Exclude images, then output the remaining data verbatim.

[Front-end source files]
=======

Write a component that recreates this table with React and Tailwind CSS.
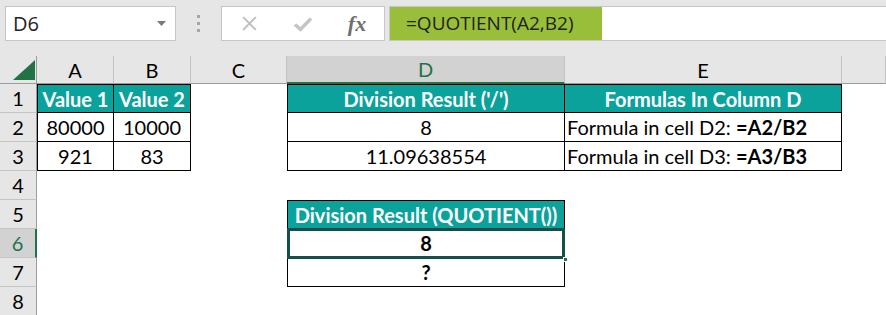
import React from "react";

const font = { fontFamily: "Lato, 'Liberation Sans', sans-serif" };

const cols = ["A", "B", "C", "D", "E", ""];

function ColHead({ label, active }) {
  return (
    <div
      className={
        "flex items-center justify-center border-r border-[#c4c4c4] text-[20px] " +
        (active
          ? "bg-[#d2d2d2] text-[#217346] border-b-2 border-b-[#217346]"
          : "bg-[#e6e6e6] text-black border-b border-b-[#9b9b9b]")
      }
    >
      {label}
    </div>
  );
}

function RowHead({ n, active }) {
  return (
    <div
      className={
        "flex items-center justify-center border-b border-[#c4c4c4] text-[20px] " +
        (active
          ? "bg-[#d2d2d2] text-[#217346] border-r-2 border-r-[#217346]"
          : "bg-[#e6e6e6] text-black border-r border-r-[#9b9b9b]")
      }
    >
      {n}
    </div>
  );
}

function Cell({ children, className = "" }) {
  return <div className={"flex items-center text-[20px] text-black " + className}>{children}</div>;
}

const head = "justify-center bg-[#0ba29c] text-white font-bold border border-black";
const body = "border-x border-b border-black";

export default function App() {
  return (
    <div className="w-[886px] h-[315px] overflow-hidden bg-white" style={font}>
      {/* formula bar */}
      <div className="h-[56px] bg-[#e6e6e6] flex items-start pt-[6px] pl-[5px]">
        <div className="w-[171px] h-[35px] bg-white border border-[#c6c6c6] flex items-center justify-between pl-[7px] pr-[9px]">
          <span className="text-[20px] text-[#222]" style={{ fontFamily: "'Open Sans', sans-serif" }}>D6</span>
          <svg width="9" height="5" viewBox="0 0 9 5">
            <path d="M0 0h9L4.5 5z" fill="#7a7a7a" />
          </svg>
        </div>
        <div className="w-[45px] h-[35px] flex flex-col items-center justify-center gap-[4px]">
          <span className="w-[3px] h-[3px] bg-[#a6a6a6]" />
          <span className="w-[3px] h-[3px] bg-[#a6a6a6]" />
          <span className="w-[3px] h-[3px] bg-[#a6a6a6]" />
        </div>
        <div className="w-[164px] h-[35px] bg-white border border-[#c6c6c6] flex items-center">
          <div className="w-[54px] flex justify-center">
            <svg width="17" height="17" viewBox="0 0 16 16">
              <path d="M2 2l12 12M14 2L2 14" stroke="#bdbdbd" strokeWidth="1.8" />
            </svg>
          </div>
          <div className="w-[54px] flex justify-center">
            <svg width="20" height="16" viewBox="0 0 20 16">
              <path d="M2 8.5l5.5 5L18 2.5" stroke="#c4c4c4" strokeWidth="3.4" fill="none" />
            </svg>
          </div>
          <div className="w-[54px] flex justify-center">
            <span className="italic text-[22px] leading-none text-[#707070] font-bold" style={{ fontFamily: "'Liberation Serif', serif" }}>
              fx
            </span>
          </div>
        </div>
        <div className="ml-[4px] flex-1 h-[35px] bg-white border border-[#c6c6c6] border-r-0 flex">
          <div className="w-[212px] h-full bg-[#99bf3a] flex items-center pl-[16px] text-[19px] text-[#222]" style={{ fontFamily: "'Open Sans', sans-serif" }}>
            =QUOTIENT(A2,B2)
          </div>
        </div>
      </div>

      {/* sheet */}
      <div className="grid grid-cols-[37px_77px_77px_96px_278px_277px_1fr] grid-rows-[28px_repeat(8,29px)]">
        <div className="relative bg-[#e6e6e6] border-r border-r-[#9b9b9b] border-b border-b-[#9b9b9b]">
          <svg className="absolute left-[13px] top-[4px]" width="22" height="20" viewBox="0 0 22 20">
            <path d="M22 0v20H0z" fill="#217346" />
          </svg>
        </div>
        {cols.map((c) => (
          <ColHead key={c || "f"} label={c} active={c === "D"} />
        ))}

        {/* row 1 */}
        <RowHead n={1} />
        <Cell className={head}>Value 1</Cell>
        <Cell className={head + " border-l-0"}>Value 2</Cell>
        <Cell />
        <Cell className={head}>Division Result ('/')</Cell>
        <Cell className={head + " border-l-0"}>Formulas In Column D</Cell>
        <Cell />

        {/* row 2 */}
        <RowHead n={2} />
        <Cell className={body + " justify-center"}>80000</Cell>
        <Cell className={body + " border-l-0 justify-center"}>10000</Cell>
        <Cell />
        <Cell className={body + " justify-center"}>8</Cell>
        <Cell className={body + " border-l-0 pl-[2px] whitespace-nowrap"}>
          Formula in cell D2:&nbsp;<b>=A2/B2</b>
        </Cell>
        <Cell />

        {/* row 3 */}
        <RowHead n={3} />
        <Cell className={body + " justify-center"}>921</Cell>
        <Cell className={body + " border-l-0 justify-center"}>83</Cell>
        <Cell />
        <Cell className={body + " justify-center"}>11.09638554</Cell>
        <Cell className={body + " border-l-0 pl-[2px] whitespace-nowrap"}>
          Formula in cell D3:&nbsp;<b>=A3/B3</b>
        </Cell>
        <Cell />

        {/* row 4 */}
        <RowHead n={4} />
        <Cell /><Cell /><Cell /><Cell /><Cell /><Cell />

        {/* row 5 */}
        <RowHead n={5} />
        <Cell /><Cell /><Cell />
        <Cell className={head + " whitespace-nowrap"}>Division Result (QUOTIENT())</Cell>
        <Cell /><Cell />

        {/* row 6: active cell with selection frame and fill handle */}
        <RowHead n={6} active />
        <Cell /><Cell /><Cell />
        <Cell className={body + " justify-center font-bold relative"}>
          8
          <span className="absolute -left-[1px] -right-[1px] -top-[1px] bottom-[-2px] border-[3px] border-solid border-[#124f4d]" />
          <span className="absolute right-[-4px] bottom-[-5px] w-[5px] h-[5px] bg-[#217346] border border-white" />
        </Cell>
        <Cell /><Cell />

        {/* row 7 */}
        <RowHead n={7} />
        <Cell /><Cell /><Cell />
        <Cell className={body + " justify-center font-bold"}>?</Cell>
        <Cell /><Cell />

        {/* row 8 */}
        <RowHead n={8} />
        <Cell /><Cell /><Cell /><Cell /><Cell /><Cell />
      </div>
    </div>
  );
}
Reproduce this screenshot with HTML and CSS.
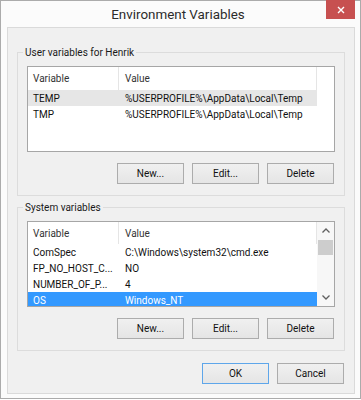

=======

● **Task result**
Write a component that recreates this table with React and Tailwind CSS.
import React from "react";

const font = { fontFamily: "Lato, 'Liberation Sans', sans-serif" };

const cols = ["A", "B", "C", "D", "E", ""];

function ColHead({ label, active }) {
  return (
    <div
      className={
        "flex items-center justify-center border-r border-[#c4c4c4] text-[20px] " +
        (active
          ? "bg-[#d2d2d2] text-[#217346] border-b-2 border-b-[#217346]"
          : "bg-[#e6e6e6] text-black border-b border-b-[#9b9b9b]")
      }
    >
      {label}
    </div>
  );
}

function RowHead({ n, active }) {
  return (
    <div
      className={
        "flex items-center justify-center border-b border-[#c4c4c4] text-[20px] " +
        (active
          ? "bg-[#d2d2d2] text-[#217346] border-r-2 border-r-[#217346]"
          : "bg-[#e6e6e6] text-black border-r border-r-[#9b9b9b]")
      }
    >
      {n}
    </div>
  );
}

function Cell({ children, className = "" }) {
  return <div className={"flex items-center text-[20px] text-black " + className}>{children}</div>;
}

const head = "justify-center bg-[#0ba29c] text-white font-bold border border-black";
const body = "border-x border-b border-black";

export default function App() {
  return (
    <div className="w-[886px] h-[315px] overflow-hidden bg-white" style={font}>
      {/* formula bar */}
      <div className="h-[56px] bg-[#e6e6e6] flex items-start pt-[6px] pl-[5px]">
        <div className="w-[171px] h-[35px] bg-white border border-[#c6c6c6] flex items-center justify-between pl-[7px] pr-[9px]">
          <span className="text-[20px] text-[#222]" style={{ fontFamily: "'Open Sans', sans-serif" }}>D6</span>
          <svg width="9" height="5" viewBox="0 0 9 5">
            <path d="M0 0h9L4.5 5z" fill="#7a7a7a" />
          </svg>
        </div>
        <div className="w-[45px] h-[35px] flex flex-col items-center justify-center gap-[4px]">
          <span className="w-[3px] h-[3px] bg-[#a6a6a6]" />
          <span className="w-[3px] h-[3px] bg-[#a6a6a6]" />
          <span className="w-[3px] h-[3px] bg-[#a6a6a6]" />
        </div>
        <div className="w-[164px] h-[35px] bg-white border border-[#c6c6c6] flex items-center">
          <div className="w-[54px] flex justify-center">
            <svg width="17" height="17" viewBox="0 0 16 16">
              <path d="M2 2l12 12M14 2L2 14" stroke="#bdbdbd" strokeWidth="1.8" />
            </svg>
          </div>
          <div className="w-[54px] flex justify-center">
            <svg width="20" height="16" viewBox="0 0 20 16">
              <path d="M2 8.5l5.5 5L18 2.5" stroke="#c4c4c4" strokeWidth="3.4" fill="none" />
            </svg>
          </div>
          <div className="w-[54px] flex justify-center">
            <span className="italic text-[22px] leading-none text-[#707070] font-bold" style={{ fontFamily: "'Liberation Serif', serif" }}>
              fx
            </span>
          </div>
        </div>
        <div className="ml-[4px] flex-1 h-[35px] bg-white border border-[#c6c6c6] border-r-0 flex">
          <div className="w-[212px] h-full bg-[#99bf3a] flex items-center pl-[16px] text-[19px] text-[#222]" style={{ fontFamily: "'Open Sans', sans-serif" }}>
            =QUOTIENT(A2,B2)
          </div>
        </div>
      </div>

      {/* sheet */}
      <div className="grid grid-cols-[37px_77px_77px_96px_278px_277px_1fr] grid-rows-[28px_repeat(8,29px)]">
        <div className="relative bg-[#e6e6e6] border-r border-r-[#9b9b9b] border-b border-b-[#9b9b9b]">
          <svg className="absolute left-[13px] top-[4px]" width="22" height="20" viewBox="0 0 22 20">
            <path d="M22 0v20H0z" fill="#217346" />
          </svg>
        </div>
        {cols.map((c) => (
          <ColHead key={c || "f"} label={c} active={c === "D"} />
        ))}

        {/* row 1 */}
        <RowHead n={1} />
        <Cell className={head}>Value 1</Cell>
        <Cell className={head + " border-l-0"}>Value 2</Cell>
        <Cell />
        <Cell className={head}>Division Result ('/')</Cell>
        <Cell className={head + " border-l-0"}>Formulas In Column D</Cell>
        <Cell />

        {/* row 2 */}
        <RowHead n={2} />
        <Cell className={body + " justify-center"}>80000</Cell>
        <Cell className={body + " border-l-0 justify-center"}>10000</Cell>
        <Cell />
        <Cell className={body + " justify-center"}>8</Cell>
        <Cell className={body + " border-l-0 pl-[2px] whitespace-nowrap"}>
          Formula in cell D2:&nbsp;<b>=A2/B2</b>
        </Cell>
        <Cell />

        {/* row 3 */}
        <RowHead n={3} />
        <Cell className={body + " justify-center"}>921</Cell>
        <Cell className={body + " border-l-0 justify-center"}>83</Cell>
        <Cell />
        <Cell className={body + " justify-center"}>11.09638554</Cell>
        <Cell className={body + " border-l-0 pl-[2px] whitespace-nowrap"}>
          Formula in cell D3:&nbsp;<b>=A3/B3</b>
        </Cell>
        <Cell />

        {/* row 4 */}
        <RowHead n={4} />
        <Cell /><Cell /><Cell /><Cell /><Cell /><Cell />

        {/* row 5 */}
        <RowHead n={5} />
        <Cell /><Cell /><Cell />
        <Cell className={head + " whitespace-nowrap"}>Division Result (QUOTIENT())</Cell>
        <Cell /><Cell />

        {/* row 6: active cell with selection frame and fill handle */}
        <RowHead n={6} active />
        <Cell /><Cell /><Cell />
        <Cell className={body + " justify-center font-bold relative"}>
          8
          <span className="absolute -left-[1px] -right-[1px] -top-[1px] bottom-[-2px] border-[3px] border-solid border-[#124f4d]" />
          <span className="absolute right-[-4px] bottom-[-5px] w-[5px] h-[5px] bg-[#217346] border border-white" />
        </Cell>
        <Cell /><Cell />

        {/* row 7 */}
        <RowHead n={7} />
        <Cell /><Cell /><Cell />
        <Cell className={body + " justify-center font-bold"}>?</Cell>
        <Cell /><Cell />

        {/* row 8 */}
        <RowHead n={8} />
        <Cell /><Cell /><Cell /><Cell /><Cell /><Cell />
      </div>
    </div>
  );
}
Reproduce this screenshot with HTML and CSS.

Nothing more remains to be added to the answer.